AI tools are increasingly being used to generate false disclosures, audit reports, invoices, advertisements, discount schemes, and even regulatory filings, making misrepresentation harder to detect and trace. In the financial markets, AI-driven trading algorithms could potentially be structured to facilitate market manipulation while obscuring human intent behind automated decision-making. Entities could also exploit AI to conduct data scraping and surveillance of peers, competitors, employees, or customers potentially leading to unlawful data use, or privacy violations. Together, these practices illustrate how AI can transform traditional white-collar offences into more scalable and harder-to-trace forms of misconduct, posing significant challenges for regulators and enforcement agencies.
Recognising the growing misuse of AI-generated content, the Ministry of Electronics and Information Technology (MeitY) has recently amended the regulatory framework governing digital intermediaries under the Information Technology (Intermediary Guidelines and Digital Media Ethics Code) Rules, 2021. These developments impose increased due-diligence obligations for intermediaries and tighten compliance, marking a shift in India’s regulatory approach to AI-enabled white-collar crime.
while AI enhances efficiency and capability, it can also be misused to facilitate, conceal and execute sophisticated forms of fraud, unethical conduct, biased decision-making and financial manipulation
The amendments introduce the concept of “Synthetically Generated Information” (SGI), which includes audio, visual and audio-visual content that is artificially or algorithmically generated in a manner that appears indistinguishable from real individuals or real-world events. The framework moves beyond passive disclosure towards active prevention by mandating detection measures, stricter takedown and grievance-redressal timelines, and implementation of labelling, metadata and provenance mechanisms.
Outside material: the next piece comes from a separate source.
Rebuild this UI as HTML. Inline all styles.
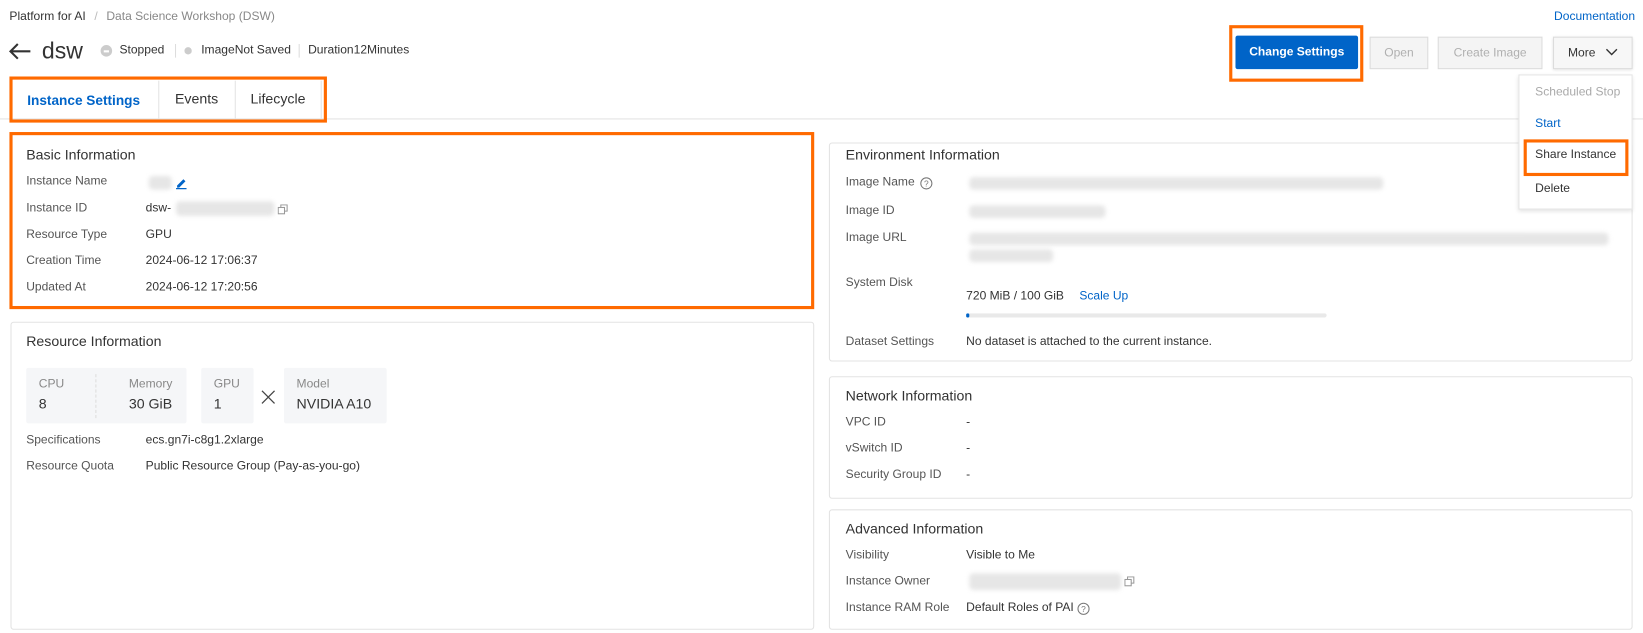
<!DOCTYPE html>
<html><head><meta charset="utf-8"><style>
*{margin:0;padding:0;box-sizing:border-box}
html,body{width:1643px;height:632px;overflow:hidden;background:#fff}
#w{position:absolute;left:0;top:0;width:1568px;height:604px;transform:scale(1.0479);transform-origin:0 0;font-family:"Liberation Sans",sans-serif;font-size:11.5px;color:#333}
.a{position:absolute;white-space:nowrap}
.lb{color:#555}
.panel{position:absolute;border:1px solid #e3e3e3;border-radius:3px;background:#fff}
.t{font-size:13.5px;color:#333}
.or{position:absolute;border:3px solid #ff6a00}
.blur{position:absolute;background:#e6e6e6;border-radius:4px;filter:blur(2px)}
.btn{position:absolute;height:32px;line-height:30px;text-align:center;border:1px solid #dcdcdc;background:#f4f4f4;color:#b0b0b0;font-size:11.5px}
.box{position:absolute;background:#f5f6f8;border-radius:2px}
.sm{font-size:11.5px;color:#888}
.big{font-size:13.5px;color:#333}
</style></head><body><div id="w">

<div class="a" style="left:9px;top:10px;color:#333">Platform for AI <span style="color:#bbb;margin:0 5px">/</span> <span style="color:#888">Data Science Workshop (DSW)</span></div>
<div class="a" style="left:1483px;top:10px;color:#0064c8">Documentation</div>

<svg class="a" style="left:8px;top:40px" width="22" height="18" viewBox="0 0 22 18"><path d="M21 9H2M9 2L2 9l7 7" fill="none" stroke="#333" stroke-width="2"/></svg>
<div class="a" style="left:40px;top:36px;font-size:22px;color:#333">dsw</div>
<div class="a" style="left:96px;top:43px;width:11px;height:11px;border-radius:50%;background:#ccc"><div style="position:absolute;left:3px;top:5px;width:5px;height:1.5px;background:#fff"></div></div>
<div class="a" style="left:114px;top:42px">Stopped</div>
<div class="a" style="left:167px;top:42px;width:1px;height:13px;background:#ddd"></div>
<div class="a" style="left:176px;top:45px;width:7px;height:7px;border-radius:50%;background:#ccc"></div>
<div class="a" style="left:192px;top:42px">ImageNot Saved</div>
<div class="a" style="left:285px;top:42px;width:1px;height:13px;background:#ddd"></div>
<div class="a" style="left:294px;top:42px">Duration12Minutes</div>

<div class="btn" style="left:1179px;top:34px;width:117px;background:#0064c8;border-color:#0064c8;color:#fff;font-weight:bold;border-radius:2px">Change Settings</div>
<div class="or" style="left:1173px;top:24px;width:128px;height:54px"></div>
<div class="btn" style="left:1307px;top:35px;width:56px;height:31px">Open</div>
<div class="btn" style="left:1372px;top:35px;width:100px;height:31px">Create Image</div>
<div class="btn" style="left:1482px;top:35px;width:76px;height:31px;background:#f7f7f7;color:#333;box-shadow:0 1px 3px rgba(0,0,0,.15)">More <svg width="12" height="8" viewBox="0 0 12 8" style="margin-left:6px"><path d="M1 1l5 5 5-5" fill="none" stroke="#333" stroke-width="1.3"/></svg></div>

<div class="a" style="left:0;top:113px;width:1568px;height:1px;background:#e3e3e3"></div>
<div class="a" style="left:151px;top:77px;width:1px;height:36px;background:#e3e3e3"></div>
<div class="a" style="left:224px;top:77px;width:1px;height:36px;background:#e3e3e3"></div>
<div class="a" style="left:306px;top:77px;width:1px;height:36px;background:#e3e3e3"></div>
<div class="a" style="left:26px;top:88px;font-size:13px;font-weight:bold;color:#0064c8">Instance Settings</div>
<div class="a" style="left:167px;top:87px;font-size:13.5px">Events</div>
<div class="a" style="left:239px;top:87px;font-size:13.5px">Lifecycle</div>
<div class="or" style="left:9px;top:73px;width:303px;height:44px"></div>

<div class="a t" style="left:25px;top:140px">Basic Information</div>
<div class="a lb" style="left:25px;top:167px">Instance Name</div>
<div class="blur" style="left:142px;top:168px;width:22px;height:13px"></div>
<svg class="a" style="left:167px;top:168px" width="12" height="13" viewBox="0 0 12 13"><path d="M2 9l6-6 2 2-6 6H2z" fill="#0064c8"/><path d="M1 12h10" stroke="#0064c8" stroke-width="1.3"/></svg>
<div class="a lb" style="left:25px;top:193px">Instance ID</div>
<div class="a" style="left:139px;top:193px">dsw-</div>
<div class="blur" style="left:168px;top:192px;width:94px;height:14px"></div>
<svg class="a" style="left:265px;top:195px" width="10" height="10" viewBox="0 0 10 10"><rect x="0.5" y="3" width="6" height="6" fill="none" stroke="#999"/><path d="M3 3V.5h6v6H6.5" fill="none" stroke="#999"/></svg>
<div class="a lb" style="left:25px;top:218px">Resource Type</div><div class="a" style="left:139px;top:218px">GPU</div>
<div class="a lb" style="left:25px;top:243px">Creation Time</div><div class="a" style="left:139px;top:243px">2024-06-12 17:06:37</div>
<div class="a lb" style="left:25px;top:268px">Updated At</div><div class="a" style="left:139px;top:268px">2024-06-12 17:20:56</div>
<div class="or" style="left:9px;top:126px;width:768px;height:169px"></div>

<div class="panel" style="left:10px;top:307px;width:767px;height:294px"></div>
<div class="a t" style="left:25px;top:318px">Resource Information</div>
<div class="box" style="left:25px;top:351px;width:153px;height:53px"></div>
<div class="a" style="left:91px;top:357px;width:0;height:42px;border-left:1px dashed #ddd"></div>
<div class="a sm" style="left:37px;top:361px">CPU</div><div class="a big" style="left:37px;top:378px">8</div>
<div class="a sm" style="left:123px;top:361px">Memory</div><div class="a big" style="left:123px;top:378px">30 GiB</div>
<div class="box" style="left:192px;top:351px;width:50px;height:53px"></div>
<div class="a sm" style="left:204px;top:361px">GPU</div><div class="a big" style="left:204px;top:378px">1</div>
<svg class="a" style="left:249px;top:372px" width="14" height="14" viewBox="0 0 14 14"><path d="M1 1l12 12M13 1L1 13" stroke="#444" stroke-width="1.2"/></svg>
<div class="box" style="left:271px;top:351px;width:98px;height:53px"></div>
<div class="a sm" style="left:283px;top:361px">Model</div><div class="a big" style="left:283px;top:378px">NVIDIA A10</div>
<div class="a lb" style="left:25px;top:414px">Specifications</div><div class="a" style="left:139px;top:414px">ecs.gn7i-c8g1.2xlarge</div>
<div class="a lb" style="left:25px;top:439px">Resource Quota</div><div class="a" style="left:139px;top:439px">Public Resource Group (Pay-as-you-go)</div>

<div class="panel" style="left:791px;top:136px;width:767px;height:209px"></div>
<div class="a t" style="left:807px;top:140px">Environment Information</div>
<div class="a lb" style="left:807px;top:168px">Image Name</div>
<svg class="a" style="left:878px;top:169px" width="12" height="12" viewBox="0 0 12 12"><circle cx="6" cy="6" r="5.3" fill="none" stroke="#777"/><text x="6" y="9" font-size="8" text-anchor="middle" fill="#777" font-family="Liberation Sans">?</text></svg>
<div class="blur" style="left:925px;top:169px;width:395px;height:12px"></div>
<div class="a lb" style="left:807px;top:195px">Image ID</div>
<div class="blur" style="left:925px;top:196px;width:130px;height:12px"></div>
<div class="a lb" style="left:807px;top:221px">Image URL</div>
<div class="blur" style="left:925px;top:222px;width:610px;height:12px"></div>
<div class="blur" style="left:925px;top:238px;width:80px;height:12px"></div>
<div class="a lb" style="left:807px;top:264px">System Disk</div>
<div class="a" style="left:922px;top:277px">720 MiB / 100 GiB</div>
<div class="a" style="left:1030px;top:277px;color:#0064c8">Scale Up</div>
<div class="a" style="left:922px;top:299px;width:344px;height:4px;background:#e9e9e9;border-radius:2px"></div>
<div class="a" style="left:922px;top:299px;width:3px;height:4px;background:#0064c8;border-radius:2px"></div>
<div class="a lb" style="left:807px;top:320px">Dataset Settings</div>
<div class="a" style="left:922px;top:320px">No dataset is attached to the current instance.</div>

<div class="panel" style="left:791px;top:359px;width:767px;height:117px"></div>
<div class="a t" style="left:807px;top:370px">Network Information</div>
<div class="a lb" style="left:807px;top:397px">VPC ID</div><div class="a" style="left:922px;top:397px">-</div>
<div class="a lb" style="left:807px;top:422px">vSwitch ID</div><div class="a" style="left:922px;top:422px">-</div>
<div class="a lb" style="left:807px;top:447px">Security Group ID</div><div class="a" style="left:922px;top:447px">-</div>

<div class="panel" style="left:791px;top:486px;width:767px;height:115px"></div>
<div class="a t" style="left:807px;top:497px">Advanced Information</div>
<div class="a lb" style="left:807px;top:524px">Visibility</div><div class="a" style="left:922px;top:524px">Visible to Me</div>
<div class="a lb" style="left:807px;top:549px">Instance Owner</div>
<div class="blur" style="left:925px;top:547px;width:145px;height:16px"></div>
<svg class="a" style="left:1073px;top:550px" width="10" height="10" viewBox="0 0 10 10"><rect x="0.5" y="3" width="6" height="6" fill="none" stroke="#999"/><path d="M3 3V.5h6v6H6.5" fill="none" stroke="#999"/></svg>
<div class="a lb" style="left:807px;top:574px">Instance RAM Role</div>
<div class="a" style="left:922px;top:574px">Default Roles of PAI</div>
<svg class="a" style="left:1028px;top:575px" width="12" height="12" viewBox="0 0 12 12"><circle cx="6" cy="6" r="5.3" fill="none" stroke="#777"/><text x="6" y="9" font-size="8" text-anchor="middle" fill="#777" font-family="Liberation Sans">?</text></svg>

<div class="a" style="left:1449px;top:71px;width:109px;height:129px;background:#fff;border:1px solid #e5e5e5;box-shadow:0 2px 4px rgba(0,0,0,.12)"></div>
<div class="a" style="left:1465px;top:82px;color:#aaa">Scheduled Stop</div>
<div class="a" style="left:1465px;top:112px;color:#0064c8">Start</div>
<div class="a" style="left:1465px;top:142px">Share Instance</div>
<div class="a" style="left:1465px;top:174px">Delete</div>
<div class="or" style="left:1454px;top:133px;width:100px;height:35px"></div>
</div></body></html>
Interestingly, text-only generative outputs, such as written responses, summaries or code generated through AI tools, may not fall within the scope of SGI unless they result in the creation of a false document or false electronic record. This directly respond to the growing use of AI in identity manipulation, market misinformation, and the creation of false electronic records, while still accommodating legitimate and good-faith uses of AI.
As part of the IndiaAI Mission, MeitY released the ‘India AI Governance Guidelines’. The guidelines outline 7 (seven) ethical principles to ensure the responsible development and deployment of AI technologies in India, emphasising the need for transparency in algorithmic decision-making and non-discriminatory outcome testing. Sector-specific initiatives are also being undertaken to prevent the misuse of AI. For instance, the National Health Authority (NHA) is exploring the use of AI to strengthen transparency and integrity within India’s digital health ecosystem, including the deployment of AI-based tools to detect fraud and irregularities in government health schemes.
The Reserve Bank of India (RBI) also constituted a Committee to develop a ‘Framework for Responsible and Ethical Enablement of Artificial Intelligence’ (FREE AI), to assess AI adoption in the financial sector, identify associated risks, and recommend safeguards for its responsible deployment. The Committee’s report emphasises balancing innovation with ethical and governance safeguards, aligning with broader AI policy initiatives, including NITI Aayog’s National Strategy for AI and India’s AI Mission. It highlights the need for capacity building and proposes mechanisms such as an AI innovation sandbox for regulated entities and FinTechs, while recommending that RBI’s regulatory framework may gradually incorporate obligations relating to transparency of AI systems, fairness testing, risk monitoring and enhanced governance for AI-driven decision-making.
The Securities and Exchange Board of India (SEBI) is also increasingly deploying AI and advance analytics to strengthen market regulation, enhance investor protection and modernise compliance oversight. By analysing vast volumes of structured and unstructured market data in real time, these tools enable earlier detection of market manipulation, insider trading and other irregularities. At the regulatory level, SEBI has issued circulars requiring regulated entities to disclose their use of AI and machine-learning tools, allowing the regulator to track adoption trends and assess compliance risks. Other Indian regulators such as TRAI and IRDAI have similarly encouraged the use of AI and machine learning tools to improve consumer services, risk monitoring and data protection.
Conclusion:
India’s evolving regulatory landscape provides provisions to prevent the misuse of technology and emerging digital tools. The challenge for lawmakers and regulators is to ensure that the pace of governance keeps pace with the technological development. While there are signals of a positive shift from passive observation to active prevention, there is still a need to closely monitor developments, establish robust technical standard for AI auditability, mandatory AI literacy and judicial preparedness to handle AI enabled offences. Finally, at the legislative level, there is an urgent need for a comprehensive sector agnostic AI policy that focuses not only on innovation but also on prevention, detection and identification of sophisticated crimes using AI.